Source excerpt:
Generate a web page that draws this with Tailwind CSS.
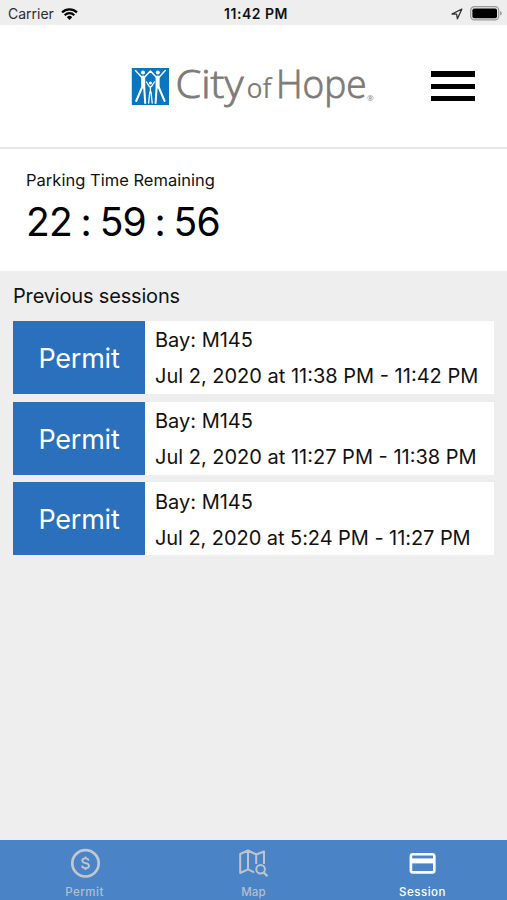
<!DOCTYPE html>
<html lang="en">
<head>
  <meta charset="UTF-8">
  <meta name="viewport" content="width=device-width, initial-scale=1.0">
  <title>City of Hope Parking</title>
  <script src="https://cdn.jsdelivr.net/npm/@tailwindcss/browser@4"></script>
</head>
<body class="h-[900px] flex flex-col overflow-hidden bg-[#eeeeee] text-[#111111] font-['Inter',sans-serif]">
  <!-- status bar -->
  <div class="h-[25px] shrink-0 grid grid-cols-3 items-center pl-2 pr-[5px] pt-[2px] text-sm leading-5 bg-[#eeeeee]">
    <div class="flex items-center gap-[7px]">
      <span class="text-[#2b2b2b]">Carrier</span>
      <svg class="w-[17px] h-3" viewBox="0 0 17 12" fill="none" stroke="#000" stroke-width="2.2">
        <path d="M1 4.4a10.6 10.6 0 0 1 15 0M3.7 7.2a6.8 6.8 0 0 1 9.6 0" />
        <path d="M8.5 12L5.8 9.2a3.8 3.8 0 0 1 5.4 0z" fill="#000" stroke="none" />
      </svg>
    </div>
    <span class="text-center font-semibold tracking-[0.5px] pl-[2px]">11:42 PM</span>
    <div class="flex items-center justify-end gap-[7px]">
      <svg class="w-3 h-3" viewBox="0 0 12 12" fill="none" stroke="#333" stroke-width="1.3" stroke-linejoin="round">
        <path d="M10.8 1.2L1 6l4.6.2.8 4.6z" />
      </svg>
      <svg class="w-8 h-[15px]" viewBox="0 0 32 15">
        <rect x=".7" y=".7" width="28" height="13.2" rx="3.6" fill="#e8e8e8" stroke="#999" stroke-width="1.2" />
        <rect x="2.4" y="2.4" width="24.6" height="9.8" rx="1.8" fill="#000" />
        <path d="M30 5v4.6q1.7-.6 1.7-2.3T30 5z" fill="#999" />
      </svg>
    </div>
  </div>

  <!-- header -->
  <header class="h-[124px] shrink-0 flex items-start bg-white border-b-2 border-[#e6e6e6] pl-[131px] pr-8">
    <svg class="mt-[24px] w-[246px] h-[72px]" viewBox="0 -10 246 72" role="img" aria-label="City of Hope">
      <rect x=".8" y="9" width="37.2" height="37" fill="#0b76c0" />
      <g fill="#fff">
        <circle cx="12" cy="13.4" r="2" />
        <circle cx="26.8" cy="13.4" r="2" />
        <circle cx="19.4" cy="24" r="1.6" />
      </g>
      <!-- two adults with raised arms, child between them -->
      <g fill="none" stroke="#fff" stroke-linecap="round" stroke-linejoin="round">
        <path d="M4.5 11.5l6.5 7h2.2l6.2-6.5 6.2 6.5h2.2l6.5-7" stroke-width="1.5" />
        <path d="M12.2 18.5v9M26.6 18.5v9" stroke-width="4" />
        <path d="M11.2 28l-6 14M13.2 28l1 16M27.6 28l6 14M25.6 28l-1 16" stroke-width="2" />
        <path d="M15.4 23l3 4.6h2l3-4.6M19.4 28v5" stroke-width="1.3" />
        <path d="M18.8 33l-1.2 11M20 33l1.2 11" stroke-width="1.3" />
      </g>
      <g fill="#7d7b79" class="font-['Open_Sans',sans-serif]">
        <text x="44.5" y="39" font-size="39" font-weight="300" stroke="#7d7b79" stroke-width=".9" textLength="68" lengthAdjust="spacingAndGlyphs">City</text>
        <text x="115.5" y="39" font-size="28" font-weight="400" textLength="25" lengthAdjust="spacingAndGlyphs">of</text>
        <text x="145" y="39" font-size="39" font-weight="300" stroke="#7d7b79" stroke-width=".9" textLength="90.5" lengthAdjust="spacingAndGlyphs">Hope</text>
        <text x="236" y="41.5" font-size="8">®</text>
      </g>
    </svg>
    <button class="ml-auto mt-[46px] flex flex-col gap-[7px]" aria-label="Menu">
      <span class="block w-11 h-[5.5px] bg-black"></span>
      <span class="block w-11 h-[5px] bg-black"></span>
      <span class="block w-11 h-[5px] bg-black"></span>
    </button>
  </header>

  <!-- timer -->
  <section class="h-[122px] shrink-0 bg-white pl-[26px] pt-5">
    <p class="text-[16.5px] leading-[22px] tracking-[0.02px]">Parking Time Remaining</p>
    <p class="mt-[6px] text-[39px] leading-[49px] tracking-[-0.9px] [word-spacing:-1.3px] text-black whitespace-nowrap">22 : 59 : 56</p>
  </section>

  <main class="flex-1 px-[13px] pt-[13px]">
    <h2 class="text-xl leading-6 tracking-[-0.17px]">Previous sessions</h2>
    <div class="mt-[13px] flex flex-col gap-[7.7px]">
      <div class="h-[73px] flex bg-white">
        <div class="w-[132px] shrink-0 flex items-center justify-center pt-[3px] bg-[#2a70bd] text-[27px] tracking-[-0.25px] text-white">Permit</div>
        <div class="pl-[10px] pt-[1px] text-xl leading-9 whitespace-nowrap">
          <p>Bay: M145</p>
          <p>Jul 2, 2020 at 11:38 PM - 11:42 PM</p>
        </div>
      </div>
      <div class="h-[73px] flex bg-white">
        <div class="w-[132px] shrink-0 flex items-center justify-center pt-[4px] bg-[#2a70bd] text-[27px] tracking-[-0.25px] text-white">Permit</div>
        <div class="pl-[10px] pt-[1px] text-xl leading-9 whitespace-nowrap">
          <p>Bay: M145</p>
          <p>Jul 2, 2020 at 11:27 PM - 11:38 PM</p>
        </div>
      </div>
      <div class="h-[73px] flex bg-white">
        <div class="w-[132px] shrink-0 flex items-center justify-center pt-[3px] bg-[#2a70bd] text-[27px] tracking-[-0.25px] text-white">Permit</div>
        <div class="pl-[10px] pt-[1.4px] text-xl leading-9 whitespace-nowrap">
          <p>Bay: M145</p>
          <p class="tracking-[-0.06px]">Jul 2, 2020 at 5:24 PM - 11:27 PM</p>
        </div>
      </div>
    </div>
  </main>

  <!-- tab bar -->
  <nav class="h-[60px] shrink-0 grid grid-cols-3 bg-[#4a84c6] text-[11.5px] leading-4 font-medium text-[#b4bfcb]">
    <a class="flex flex-col items-center pt-2">
      <svg class="w-8 h-[30px]" viewBox="0 0 32 30" fill="none" stroke="#c4c8cc">
        <circle cx="16.5" cy="15.3" r="13.2" stroke-width="2.7" />
        <path d="M19.7 12.6c-.3-1.5-1.5-2.2-3.2-2.2-1.9 0-3.2.9-3.2 2.3 0 3.4 6.7 1.6 6.7 5.1 0 1.5-1.4 2.4-3.5 2.4-2 0-3.3-.9-3.5-2.5M16.5 8.6v2M16.5 20v2" stroke-width="1.8" />
      </svg>
      <span class="mt-[6px] tracking-[0.5px]">Permit</span>
    </a>
    <a class="flex flex-col items-center pt-2">
      <svg class="w-8 h-[30px]" viewBox="0 0 32 30" fill="none" stroke="#bcc5ce" stroke-width="2" stroke-linejoin="round">
        <path d="M26 16V3.5l-7.8 3-8.2-4L2.2 6v19l7.8-3.6 6.2 3M10 2.5v18.9M18.2 6.5V16" />
        <circle cx="22.6" cy="21.3" r="4.3" />
        <path d="M25.8 24.6l3.7 3.6" stroke-width="2.2" />
      </svg>
      <span class="mt-[6px] tracking-[0.2px]">Map</span>
    </a>
    <a class="flex flex-col items-center pt-2 text-white">
      <svg class="w-8 h-[30px]" viewBox="0 0 32 30" fill="none" stroke="#fff">
        <rect x="3.9" y="6.2" width="23.4" height="18.2" rx="2" stroke-width="2.6" />
        <path d="M3.5 12.9h24" stroke-width="5" />
      </svg>
      <span class="mt-[6px] tracking-[0.5px]">Session</span>
    </a>
  </nav>
</body>
</html>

The exercise: Extract all the data above exactly, excluding every picture.

Task answer:
Generate a web page that draws this with Tailwind CSS.
<!DOCTYPE html>
<html lang="en">
<head>
  <meta charset="UTF-8">
  <meta name="viewport" content="width=device-width, initial-scale=1.0">
  <title>City of Hope Parking</title>
  <script src="https://cdn.jsdelivr.net/npm/@tailwindcss/browser@4"></script>
</head>
<body class="h-[900px] flex flex-col overflow-hidden bg-[#eeeeee] text-[#111111] font-['Inter',sans-serif]">
  <!-- status bar -->
  <div class="h-[25px] shrink-0 grid grid-cols-3 items-center pl-2 pr-[5px] pt-[2px] text-sm leading-5 bg-[#eeeeee]">
    <div class="flex items-center gap-[7px]">
      <span class="text-[#2b2b2b]">Carrier</span>
      <svg class="w-[17px] h-3" viewBox="0 0 17 12" fill="none" stroke="#000" stroke-width="2.2">
        <path d="M1 4.4a10.6 10.6 0 0 1 15 0M3.7 7.2a6.8 6.8 0 0 1 9.6 0" />
        <path d="M8.5 12L5.8 9.2a3.8 3.8 0 0 1 5.4 0z" fill="#000" stroke="none" />
      </svg>
    </div>
    <span class="text-center font-semibold tracking-[0.5px] pl-[2px]">11:42 PM</span>
    <div class="flex items-center justify-end gap-[7px]">
      <svg class="w-3 h-3" viewBox="0 0 12 12" fill="none" stroke="#333" stroke-width="1.3" stroke-linejoin="round">
        <path d="M10.8 1.2L1 6l4.6.2.8 4.6z" />
      </svg>
      <svg class="w-8 h-[15px]" viewBox="0 0 32 15">
        <rect x=".7" y=".7" width="28" height="13.2" rx="3.6" fill="#e8e8e8" stroke="#999" stroke-width="1.2" />
        <rect x="2.4" y="2.4" width="24.6" height="9.8" rx="1.8" fill="#000" />
        <path d="M30 5v4.6q1.7-.6 1.7-2.3T30 5z" fill="#999" />
      </svg>
    </div>
  </div>

  <!-- header -->
  <header class="h-[124px] shrink-0 flex items-start bg-white border-b-2 border-[#e6e6e6] pl-[131px] pr-8">
    <svg class="mt-[24px] w-[246px] h-[72px]" viewBox="0 -10 246 72" role="img" aria-label="City of Hope">
      <rect x=".8" y="9" width="37.2" height="37" fill="#0b76c0" />
      <g fill="#fff">
        <circle cx="12" cy="13.4" r="2" />
        <circle cx="26.8" cy="13.4" r="2" />
        <circle cx="19.4" cy="24" r="1.6" />
      </g>
      <!-- two adults with raised arms, child between them -->
      <g fill="none" stroke="#fff" stroke-linecap="round" stroke-linejoin="round">
        <path d="M4.5 11.5l6.5 7h2.2l6.2-6.5 6.2 6.5h2.2l6.5-7" stroke-width="1.5" />
        <path d="M12.2 18.5v9M26.6 18.5v9" stroke-width="4" />
        <path d="M11.2 28l-6 14M13.2 28l1 16M27.6 28l6 14M25.6 28l-1 16" stroke-width="2" />
        <path d="M15.4 23l3 4.6h2l3-4.6M19.4 28v5" stroke-width="1.3" />
        <path d="M18.8 33l-1.2 11M20 33l1.2 11" stroke-width="1.3" />
      </g>
      <g fill="#7d7b79" class="font-['Open_Sans',sans-serif]">
        <text x="44.5" y="39" font-size="39" font-weight="300" stroke="#7d7b79" stroke-width=".9" textLength="68" lengthAdjust="spacingAndGlyphs">City</text>
        <text x="115.5" y="39" font-size="28" font-weight="400" textLength="25" lengthAdjust="spacingAndGlyphs">of</text>
        <text x="145" y="39" font-size="39" font-weight="300" stroke="#7d7b79" stroke-width=".9" textLength="90.5" lengthAdjust="spacingAndGlyphs">Hope</text>
        <text x="236" y="41.5" font-size="8">®</text>
      </g>
    </svg>
    <button class="ml-auto mt-[46px] flex flex-col gap-[7px]" aria-label="Menu">
      <span class="block w-11 h-[5.5px] bg-black"></span>
      <span class="block w-11 h-[5px] bg-black"></span>
      <span class="block w-11 h-[5px] bg-black"></span>
    </button>
  </header>

  <!-- timer -->
  <section class="h-[122px] shrink-0 bg-white pl-[26px] pt-5">
    <p class="text-[16.5px] leading-[22px] tracking-[0.02px]">Parking Time Remaining</p>
    <p class="mt-[6px] text-[39px] leading-[49px] tracking-[-0.9px] [word-spacing:-1.3px] text-black whitespace-nowrap">22 : 59 : 56</p>
  </section>

  <main class="flex-1 px-[13px] pt-[13px]">
    <h2 class="text-xl leading-6 tracking-[-0.17px]">Previous sessions</h2>
    <div class="mt-[13px] flex flex-col gap-[7.7px]">
      <div class="h-[73px] flex bg-white">
        <div class="w-[132px] shrink-0 flex items-center justify-center pt-[3px] bg-[#2a70bd] text-[27px] tracking-[-0.25px] text-white">Permit</div>
        <div class="pl-[10px] pt-[1px] text-xl leading-9 whitespace-nowrap">
          <p>Bay: M145</p>
          <p>Jul 2, 2020 at 11:38 PM - 11:42 PM</p>
        </div>
      </div>
      <div class="h-[73px] flex bg-white">
        <div class="w-[132px] shrink-0 flex items-center justify-center pt-[4px] bg-[#2a70bd] text-[27px] tracking-[-0.25px] text-white">Permit</div>
        <div class="pl-[10px] pt-[1px] text-xl leading-9 whitespace-nowrap">
          <p>Bay: M145</p>
          <p>Jul 2, 2020 at 11:27 PM - 11:38 PM</p>
        </div>
      </div>
      <div class="h-[73px] flex bg-white">
        <div class="w-[132px] shrink-0 flex items-center justify-center pt-[3px] bg-[#2a70bd] text-[27px] tracking-[-0.25px] text-white">Permit</div>
        <div class="pl-[10px] pt-[1.4px] text-xl leading-9 whitespace-nowrap">
          <p>Bay: M145</p>
          <p class="tracking-[-0.06px]">Jul 2, 2020 at 5:24 PM - 11:27 PM</p>
        </div>
      </div>
    </div>
  </main>

  <!-- tab bar -->
  <nav class="h-[60px] shrink-0 grid grid-cols-3 bg-[#4a84c6] text-[11.5px] leading-4 font-medium text-[#b4bfcb]">
    <a class="flex flex-col items-center pt-2">
      <svg class="w-8 h-[30px]" viewBox="0 0 32 30" fill="none" stroke="#c4c8cc">
        <circle cx="16.5" cy="15.3" r="13.2" stroke-width="2.7" />
        <path d="M19.7 12.6c-.3-1.5-1.5-2.2-3.2-2.2-1.9 0-3.2.9-3.2 2.3 0 3.4 6.7 1.6 6.7 5.1 0 1.5-1.4 2.4-3.5 2.4-2 0-3.3-.9-3.5-2.5M16.5 8.6v2M16.5 20v2" stroke-width="1.8" />
      </svg>
      <span class="mt-[6px] tracking-[0.5px]">Permit</span>
    </a>
    <a class="flex flex-col items-center pt-2">
      <svg class="w-8 h-[30px]" viewBox="0 0 32 30" fill="none" stroke="#bcc5ce" stroke-width="2" stroke-linejoin="round">
        <path d="M26 16V3.5l-7.8 3-8.2-4L2.2 6v19l7.8-3.6 6.2 3M10 2.5v18.9M18.2 6.5V16" />
        <circle cx="22.6" cy="21.3" r="4.3" />
        <path d="M25.8 24.6l3.7 3.6" stroke-width="2.2" />
      </svg>
      <span class="mt-[6px] tracking-[0.2px]">Map</span>
    </a>
    <a class="flex flex-col items-center pt-2 text-white">
      <svg class="w-8 h-[30px]" viewBox="0 0 32 30" fill="none" stroke="#fff">
        <rect x="3.9" y="6.2" width="23.4" height="18.2" rx="2" stroke-width="2.6" />
        <path d="M3.5 12.9h24" stroke-width="5" />
      </svg>
      <span class="mt-[6px] tracking-[0.5px]">Session</span>
    </a>
  </nav>
</body>
</html>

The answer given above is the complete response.